Shaun Thompson, Big Brother Watch, and the planned appeal

The legal challenge centered on a concrete incident in Croydon in which Shaun Thompson, an anti-knife crime campaigner and youth worker, was falsely identified as a criminal suspect by an LFR camera. Thompson described being "misidentified, detained, and threatened with arrest," and told the court he had complied with police but that bank cards and a passport did not convince officers the system was wrong. Big Brother Watch director Silkie Carlo called the High Court's judgment "disappointing." Thompson has stated he will appeal the decision to "protect Londoners from facial recognition being used for mass surveillance."

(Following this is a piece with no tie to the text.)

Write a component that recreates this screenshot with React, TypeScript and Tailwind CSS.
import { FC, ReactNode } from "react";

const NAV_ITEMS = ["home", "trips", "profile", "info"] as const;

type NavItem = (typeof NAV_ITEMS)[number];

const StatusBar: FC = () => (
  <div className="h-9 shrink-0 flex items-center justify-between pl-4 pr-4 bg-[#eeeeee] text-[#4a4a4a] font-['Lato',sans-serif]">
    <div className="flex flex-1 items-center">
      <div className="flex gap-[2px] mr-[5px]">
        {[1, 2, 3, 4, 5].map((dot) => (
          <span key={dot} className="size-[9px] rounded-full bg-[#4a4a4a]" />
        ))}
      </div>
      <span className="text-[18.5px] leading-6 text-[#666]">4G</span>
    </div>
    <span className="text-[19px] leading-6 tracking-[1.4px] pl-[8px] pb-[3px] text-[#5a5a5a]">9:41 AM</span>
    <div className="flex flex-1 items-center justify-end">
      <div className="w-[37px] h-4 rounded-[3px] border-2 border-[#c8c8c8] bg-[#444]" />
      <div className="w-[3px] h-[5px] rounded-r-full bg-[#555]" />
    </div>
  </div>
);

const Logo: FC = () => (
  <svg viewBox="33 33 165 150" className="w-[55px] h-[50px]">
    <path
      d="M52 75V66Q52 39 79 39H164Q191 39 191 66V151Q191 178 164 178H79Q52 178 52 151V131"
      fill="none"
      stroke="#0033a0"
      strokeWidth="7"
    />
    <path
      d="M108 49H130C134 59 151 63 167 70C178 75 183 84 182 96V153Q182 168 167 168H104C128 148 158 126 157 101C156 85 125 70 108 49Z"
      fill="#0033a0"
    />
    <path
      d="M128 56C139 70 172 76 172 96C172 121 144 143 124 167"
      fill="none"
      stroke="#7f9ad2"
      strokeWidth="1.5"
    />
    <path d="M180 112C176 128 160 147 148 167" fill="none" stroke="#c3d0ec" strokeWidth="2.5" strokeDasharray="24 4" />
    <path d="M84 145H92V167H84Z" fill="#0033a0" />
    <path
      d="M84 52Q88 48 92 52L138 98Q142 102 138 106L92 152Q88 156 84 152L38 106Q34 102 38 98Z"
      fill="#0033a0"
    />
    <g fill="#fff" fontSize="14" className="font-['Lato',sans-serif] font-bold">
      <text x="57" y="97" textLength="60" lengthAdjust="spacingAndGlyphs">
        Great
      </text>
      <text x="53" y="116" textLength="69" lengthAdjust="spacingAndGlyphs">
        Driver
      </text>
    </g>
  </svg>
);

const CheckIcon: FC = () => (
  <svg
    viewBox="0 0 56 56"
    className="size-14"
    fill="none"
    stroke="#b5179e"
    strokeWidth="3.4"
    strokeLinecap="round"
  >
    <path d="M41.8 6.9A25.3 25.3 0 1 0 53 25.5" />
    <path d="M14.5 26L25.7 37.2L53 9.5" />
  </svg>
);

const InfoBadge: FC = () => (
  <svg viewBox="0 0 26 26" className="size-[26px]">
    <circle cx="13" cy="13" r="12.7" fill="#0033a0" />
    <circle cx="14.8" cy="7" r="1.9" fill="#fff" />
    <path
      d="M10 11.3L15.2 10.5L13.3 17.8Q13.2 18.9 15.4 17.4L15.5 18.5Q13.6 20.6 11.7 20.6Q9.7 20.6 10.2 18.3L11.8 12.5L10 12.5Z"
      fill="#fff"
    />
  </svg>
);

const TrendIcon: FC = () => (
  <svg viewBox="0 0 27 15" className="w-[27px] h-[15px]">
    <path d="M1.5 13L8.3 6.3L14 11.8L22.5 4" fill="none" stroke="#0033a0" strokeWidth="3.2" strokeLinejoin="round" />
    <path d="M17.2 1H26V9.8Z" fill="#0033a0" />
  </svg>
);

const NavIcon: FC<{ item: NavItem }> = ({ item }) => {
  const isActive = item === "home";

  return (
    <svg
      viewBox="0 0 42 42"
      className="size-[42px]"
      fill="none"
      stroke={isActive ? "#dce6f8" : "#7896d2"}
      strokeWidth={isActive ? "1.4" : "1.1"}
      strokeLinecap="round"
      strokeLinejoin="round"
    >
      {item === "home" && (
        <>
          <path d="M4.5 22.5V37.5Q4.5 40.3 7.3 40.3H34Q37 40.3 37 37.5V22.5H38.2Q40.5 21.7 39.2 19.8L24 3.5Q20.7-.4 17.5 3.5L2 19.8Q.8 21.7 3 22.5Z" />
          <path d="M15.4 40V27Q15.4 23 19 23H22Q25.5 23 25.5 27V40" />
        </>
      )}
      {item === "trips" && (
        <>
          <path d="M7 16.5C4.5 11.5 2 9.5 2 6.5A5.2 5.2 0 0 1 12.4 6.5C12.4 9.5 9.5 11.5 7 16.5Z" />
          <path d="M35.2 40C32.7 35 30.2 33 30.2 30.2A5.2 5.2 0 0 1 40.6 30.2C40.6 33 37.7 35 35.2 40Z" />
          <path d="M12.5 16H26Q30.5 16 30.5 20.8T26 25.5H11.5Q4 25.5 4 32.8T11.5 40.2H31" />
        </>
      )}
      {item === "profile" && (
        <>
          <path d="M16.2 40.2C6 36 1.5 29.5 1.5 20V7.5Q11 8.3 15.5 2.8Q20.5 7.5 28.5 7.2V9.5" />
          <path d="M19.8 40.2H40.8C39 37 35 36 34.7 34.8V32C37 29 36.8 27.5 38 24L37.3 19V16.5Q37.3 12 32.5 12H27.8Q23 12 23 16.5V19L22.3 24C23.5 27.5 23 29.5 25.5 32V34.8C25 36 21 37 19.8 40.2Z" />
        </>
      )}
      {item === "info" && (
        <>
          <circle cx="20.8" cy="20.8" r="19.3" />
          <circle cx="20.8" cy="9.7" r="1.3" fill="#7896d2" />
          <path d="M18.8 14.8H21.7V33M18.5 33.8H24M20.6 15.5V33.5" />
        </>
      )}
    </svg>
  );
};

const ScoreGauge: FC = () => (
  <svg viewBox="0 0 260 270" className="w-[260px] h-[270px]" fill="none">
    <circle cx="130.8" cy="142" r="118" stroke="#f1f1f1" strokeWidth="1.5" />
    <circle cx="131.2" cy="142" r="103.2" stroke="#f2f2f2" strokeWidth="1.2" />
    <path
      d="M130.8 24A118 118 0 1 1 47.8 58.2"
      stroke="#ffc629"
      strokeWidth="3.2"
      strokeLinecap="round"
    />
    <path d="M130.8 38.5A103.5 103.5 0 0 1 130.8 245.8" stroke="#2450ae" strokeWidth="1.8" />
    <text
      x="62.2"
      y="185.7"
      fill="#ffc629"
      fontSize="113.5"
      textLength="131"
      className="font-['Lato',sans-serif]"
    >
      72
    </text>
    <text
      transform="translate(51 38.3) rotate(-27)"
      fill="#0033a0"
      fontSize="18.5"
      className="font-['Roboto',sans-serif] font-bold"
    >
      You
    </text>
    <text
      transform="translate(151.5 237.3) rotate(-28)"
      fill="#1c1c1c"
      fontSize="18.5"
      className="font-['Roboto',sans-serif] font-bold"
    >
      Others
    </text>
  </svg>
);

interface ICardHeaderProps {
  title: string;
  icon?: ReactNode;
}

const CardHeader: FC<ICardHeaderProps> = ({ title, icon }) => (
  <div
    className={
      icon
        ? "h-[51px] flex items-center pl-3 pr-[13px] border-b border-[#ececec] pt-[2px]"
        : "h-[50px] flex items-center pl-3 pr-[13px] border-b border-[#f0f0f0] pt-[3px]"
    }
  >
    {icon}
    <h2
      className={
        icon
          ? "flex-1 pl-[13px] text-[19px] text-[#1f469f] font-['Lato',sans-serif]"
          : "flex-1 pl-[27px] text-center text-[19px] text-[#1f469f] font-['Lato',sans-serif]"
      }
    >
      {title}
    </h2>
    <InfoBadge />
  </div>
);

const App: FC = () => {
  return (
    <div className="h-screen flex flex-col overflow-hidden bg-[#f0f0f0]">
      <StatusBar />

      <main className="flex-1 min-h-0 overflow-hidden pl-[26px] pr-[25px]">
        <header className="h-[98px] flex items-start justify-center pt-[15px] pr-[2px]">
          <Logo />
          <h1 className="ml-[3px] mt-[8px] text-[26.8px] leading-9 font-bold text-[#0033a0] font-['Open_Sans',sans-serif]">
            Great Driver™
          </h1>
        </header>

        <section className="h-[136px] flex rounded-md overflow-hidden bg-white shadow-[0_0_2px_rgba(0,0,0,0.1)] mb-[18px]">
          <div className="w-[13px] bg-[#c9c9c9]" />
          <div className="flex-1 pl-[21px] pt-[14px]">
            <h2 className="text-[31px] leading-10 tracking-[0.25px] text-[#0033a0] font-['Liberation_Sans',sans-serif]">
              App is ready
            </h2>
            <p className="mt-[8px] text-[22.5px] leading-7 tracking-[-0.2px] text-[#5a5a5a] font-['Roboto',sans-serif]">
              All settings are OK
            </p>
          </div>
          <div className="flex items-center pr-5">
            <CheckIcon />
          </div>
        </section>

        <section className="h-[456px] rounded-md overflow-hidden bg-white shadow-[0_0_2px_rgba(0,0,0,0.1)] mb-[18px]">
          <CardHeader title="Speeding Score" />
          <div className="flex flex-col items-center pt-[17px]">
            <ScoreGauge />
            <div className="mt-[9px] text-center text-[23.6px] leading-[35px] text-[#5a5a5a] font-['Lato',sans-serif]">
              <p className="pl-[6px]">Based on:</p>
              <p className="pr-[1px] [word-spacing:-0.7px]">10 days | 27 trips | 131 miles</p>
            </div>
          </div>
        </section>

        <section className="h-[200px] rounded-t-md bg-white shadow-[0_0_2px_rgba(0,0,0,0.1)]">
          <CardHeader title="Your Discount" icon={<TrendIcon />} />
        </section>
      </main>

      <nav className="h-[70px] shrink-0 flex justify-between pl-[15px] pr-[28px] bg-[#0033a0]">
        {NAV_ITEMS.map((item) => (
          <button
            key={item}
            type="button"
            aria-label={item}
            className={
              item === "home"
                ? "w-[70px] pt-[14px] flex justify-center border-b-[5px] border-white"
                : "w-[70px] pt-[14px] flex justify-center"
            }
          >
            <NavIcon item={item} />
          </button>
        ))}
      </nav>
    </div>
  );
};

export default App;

Performance data: false positives, demographic patterns, and testing

The reporting cites both the Met's published numbers and independent testing bodies. The Met's most recent annual review claimed an overall false positive rate of 0.0003 percent across 3,147,436 faces scanned. When measured against the number of alerts the cameras produced (2,077 alerts), that false positive rate rises to 0.48 percent. Of the false positives identified, the report says 80 percent were made on Black people.

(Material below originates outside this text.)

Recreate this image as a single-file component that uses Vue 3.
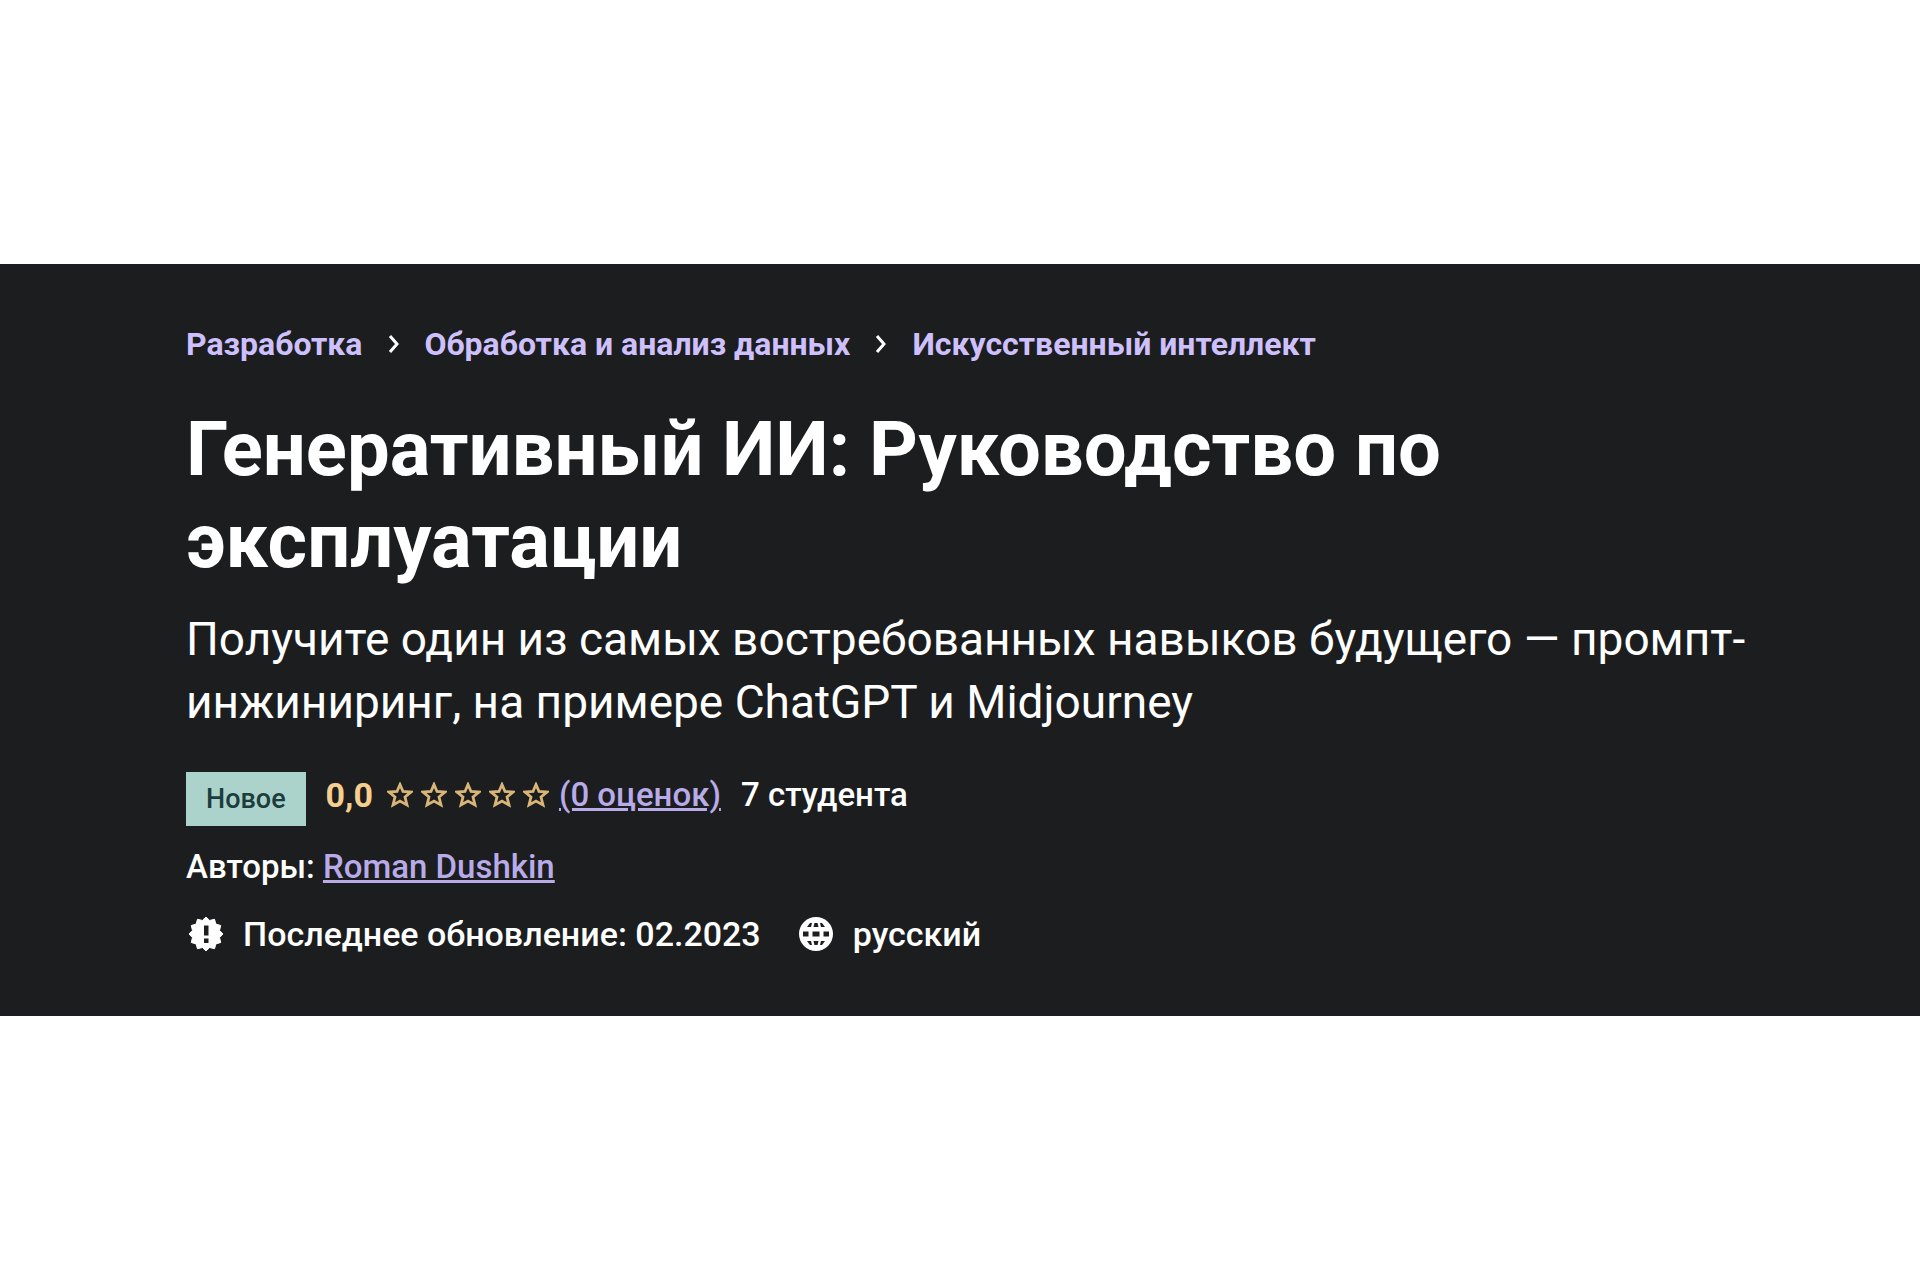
<script setup>
const crumbs = ['Разработка', 'Обработка и анализ данных', 'Искусственный интеллект']
const burst = Array.from({ length: 24 }, (_, i) => {
  const r = i % 2 ? 14 : 17
  const a = (i * Math.PI) / 12
  return `${17 + r * Math.sin(a)},${17 - r * Math.cos(a)}`
}).join(' ')
</script>

<template>
  <main class="page">
    <header class="hero">
      <nav class="crumbs" aria-label="Категории">
        <template v-for="(crumb, i) in crumbs" :key="crumb">
          <svg v-if="i" class="chevron" viewBox="0 0 12 20" aria-hidden="true">
            <path d="M2 2l7 8-7 8" fill="none" stroke="currentColor" stroke-width="3" />
          </svg>
          <a href="#">{{ crumb }}</a>
        </template>
      </nav>

      <h1 class="title">Генеративный ИИ: Руководство по эксплуатации</h1>
      <p class="lead">Получите один из самых востребованных навыков будущего — промпт-инжиниринг, на примере ChatGPT и Midjourney</p>

      <div class="rating">
        <span class="badge">Новое</span>
        <span class="score">0,0</span>
        <span class="stars" role="img" aria-label="0 из 5">
          <svg v-for="n in 5" :key="n" viewBox="0 0 26 26" aria-hidden="true">
            <path d="M13 2.500l3 7 8 .5-6 5 2 8-7-4-7 4 2-8-6-5 8-.5z" fill="none" stroke="currentColor" stroke-width="2.800" />
          </svg>
        </span>
        <a class="reviews" href="#">(0 оценок)</a>
        <span>7 студента</span>
      </div>

      <div class="authors">Авторы: <a href="#">Roman Dushkin</a></div>

      <div class="meta">
        <svg viewBox="0 0 34 34" aria-hidden="true">
          <polygon :points="burst" fill="currentColor" stroke="currentColor" stroke-linejoin="round" />
          <path d="M15 8.500h4.500v10H15zM15 21.500h4.500v4.500H15z" fill="#1c1d1f" />
        </svg>
        <span class="updated">Последнее обновление: 02.2023</span>
        <svg viewBox="0 0 34 34" aria-hidden="true">
          <circle cx="17" cy="17" r="17" fill="currentColor" />
          <path d="M8 10l3-4h2l-1 4zM14.500 10l1-4h3l1 4zM22 10l-1-4h2l3 4zM4 14.500h5.500v5H4zM13.500 14.500h7v5h-7zM24.500 14.500H30v5h-5.500zM8 24h4l1 4h-2zM14.500 24h5l-1 4h-3zM22 24h4l-3 4h-2z" fill="#1c1d1f" />
        </svg>
        <span>русский</span>
      </div>
    </header>
  </main>
</template>

<style>
body {
  margin: 0;
  background: #fff;
}
</style>

<style scoped>
.page {
  min-height: 100vh;
  display: flex;
  flex-direction: column;
  justify-content: center;
}
.hero {
  box-sizing: border-box;
  padding: 58px 170px 60px 186px;
  background: #1c1d1f;
  color: #fff;
  font: 500 33px/44px Roboto, sans-serif;
}
a {
  color: #cec0fc;
}
.crumbs {
  display: flex;
  align-items: center;
  gap: 25px;
  font-size: 32px;
  font-weight: 700;
}
.crumbs a {
  text-decoration: none;
}
.chevron {
  width: 12px;
  height: 20px;
}
.title {
  margin: 37px 0 0;
  max-width: 1400px;
  font-size: 76px;
  line-height: 92px;
  font-weight: 700;
}
.lead {
  margin: 21px 0 0;
  font-size: 46px;
  line-height: 63px;
  font-weight: 400;
}
.rating {
  display: flex;
  align-items: flex-start;
  margin-top: 38px;
  line-height: 46px;
}
.badge {
  padding: 4px 20px;
  margin-right: 20px;
  background: #acd2cc;
  color: #1d3d3c;
  font-size: 27px;
}
.score {
  color: #f6ce8e;
  font-size: 34px;
  font-weight: 700;
}
.stars {
  display: flex;
  align-items: center;
  gap: 8px;
  height: 46px;
  margin: 0 10px 0 14px;
  color: #d9b577;
}
.stars svg {
  width: 26px;
  height: 26px;
}
.reviews {
  margin-right: 20px;
  color: #b9abe8;
}
.authors {
  margin-top: 19px;
}
.authors a {
  color: #b9abe8;
}
.meta {
  display: flex;
  align-items: center;
  margin-top: 23px;
  font-size: 34px;
}
.meta svg {
  width: 34px;
  height: 34px;
  margin: 0 20px 0 3px;
}
.updated {
  margin-right: 35px;
}
</style>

The National Physical Laboratory carries out independent assessments that the Met references before deployments. The Register's coverage noted the Met's tendency to frame test results positively. The reporting also states that higher false positive rates for Black people have been evident since at least 2020. The Met's report attempted to minimize these disparities in tone, stating: "Overall, the system's performance remains in line with expectations, and any demographic imbalances observed are not statistically significant. This will remain under careful review."

What this means for the Met, the UK government, and Londoners

  • The Metropolitan Police: The judgment clears a legal barrier to ongoing and expanded LFR use. The Met's public statements emphasize that policing must keep pace with technological change and that the question is "no longer whether we should use Live Facial Recognition - it's why we would choose not to."
  • The UK government and Parliament: The reporting states the government is approving wider deployments of LFR-equipped vans and permanent systems, and that "Government and Parliament will want to carefully consider how they continue to enable, rather than over‑regulate, the use of technologies" — language attributed to the Met's commissioner in response to the judgment.
  • Londoners and civil liberties groups: The case illustrates practical risks of misidentification and the human consequences Thompson described — detention and threats of arrest. Big Brother Watch has signalled continued legal challenge through appeal, and individual experiences like Thompson's remain central to the debate over LFR's reach and reliability.

The High Court decision clears a path for the Met to continue and expand LFR in London, backed by asserted operational results and supportive laboratory testing. Yet the decision also leaves intact the contested statistics on demographic imbalances and the concrete prospect of further legal challenge: Shaun Thompson has said he will appeal, and the government and Parliament are explicitly invited — by the Met's own remarks — to weigh how policy should shape deployment going forward.